Non-correlated assets matter. Music represents an asset class that moves independently of traditional financial markets. For investors building diversified portfolios, understanding alternatives like royalty streams, intellectual property, or other cash-flowing assets with low correlation to equities can reduce overall volatility.
Scale creates optionality. Peterson's ability to aggregate hundreds of thousands of copyrights gives GoDigital negotiating leverage, technological efficiency, and access to deals that individual rights holders can't access. This applies across industries—reaching scale unlocks a different tier of opportunities.

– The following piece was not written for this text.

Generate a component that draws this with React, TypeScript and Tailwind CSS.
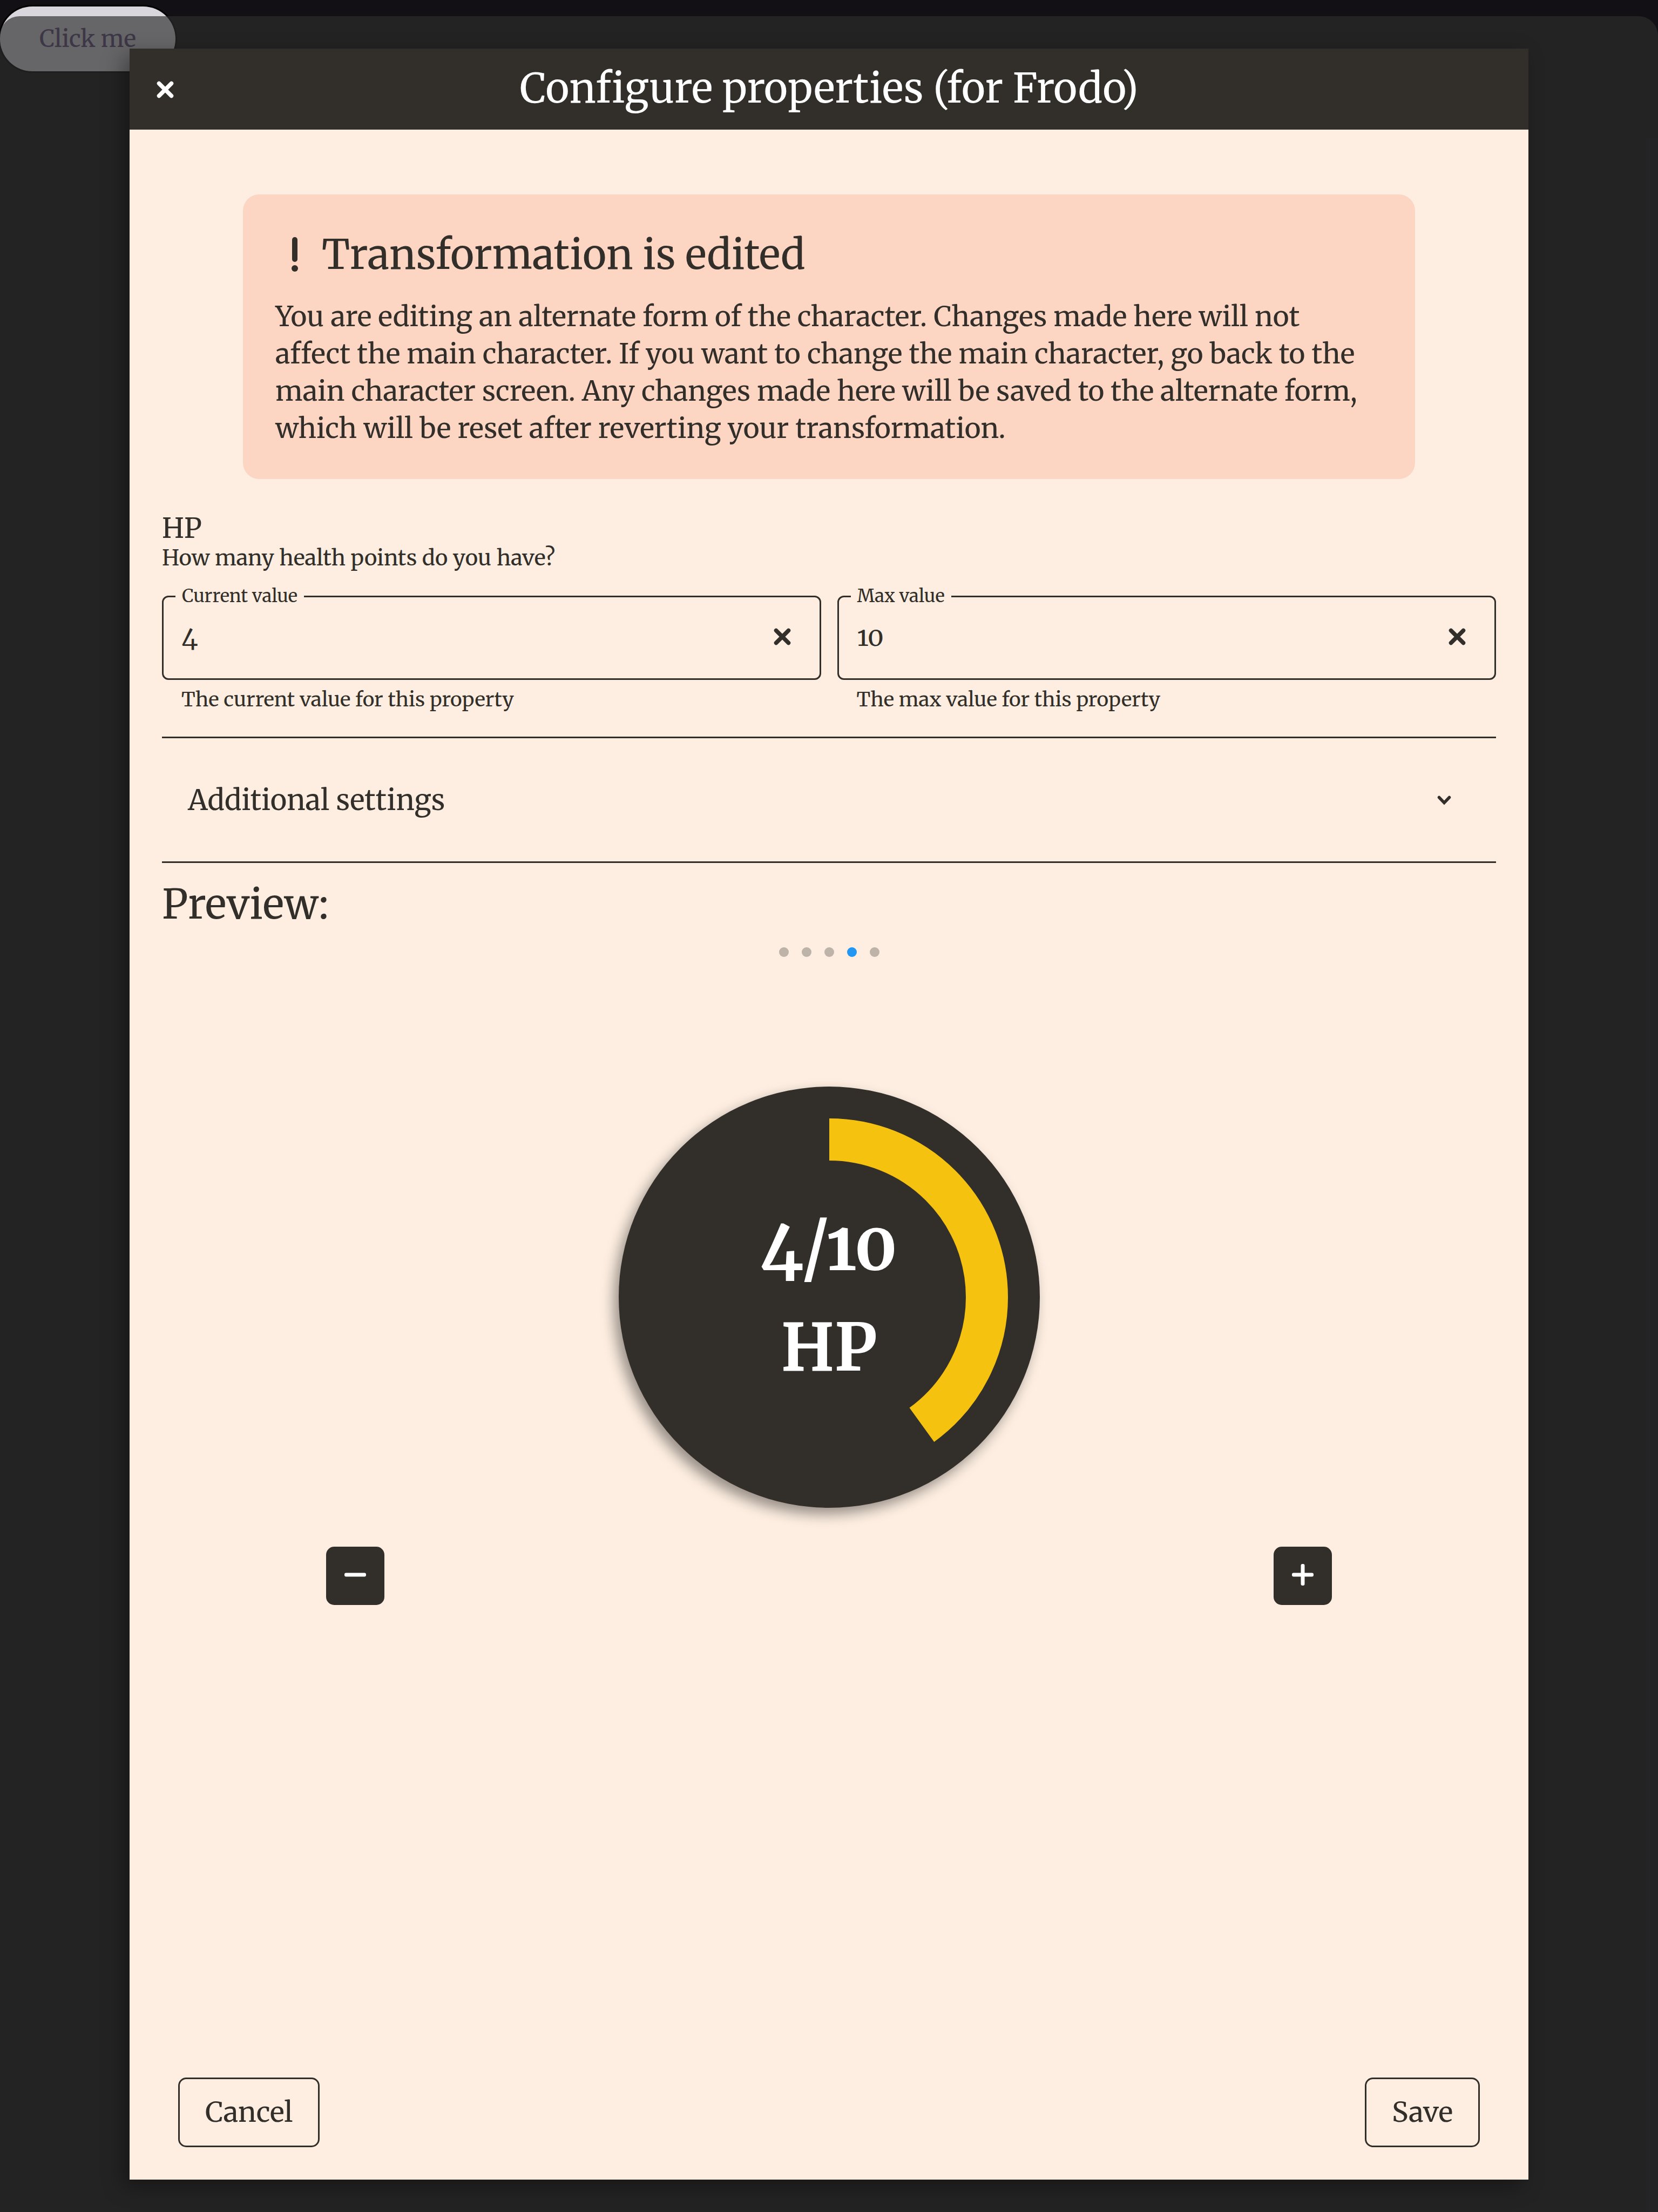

Forecast the future to win the present. Peterson frames his CEO role as developing a vision for what's coming next. The better GoDigital predicts consumption patterns, platform evolution, and cultural shifts, the more profitable its decisions become today. This anticipatory mindset applies whether you're managing music catalogs or software businesses.
Memorable Quotes
"I've defined my purpose as living in a state of joy or happiness because it creates infinite energy. There's a saying the harder you work the luckier you get."
"Do not work with your friends. Economics definitely could get in the way of friendships."
"A lot of my beach volleyball friends don't even know my name. They have nicknames for me, but they know nothing about what I do for work. And I kind of cherish that."
"I think we live in a post-truth era and there's a lot of challenges associated with that."
"We don't really care how the content is made. If it resonates with a lot of people and creates that emotional bookmark for a large audience, it becomes culturally significant."
"What is a belief? It's successful repetition. I had a bunch of successful repetitions between 2000 and 2010, and I started to realize that actually, I belong here because I can play the game as well as these other folks can."
"At Davos, I still have imposter syndrome sometimes in these rooms. What am I doing with this mid-market business that's in entertainment with these guys that are thinking about how do we save the planet, transition energy, colonize space?"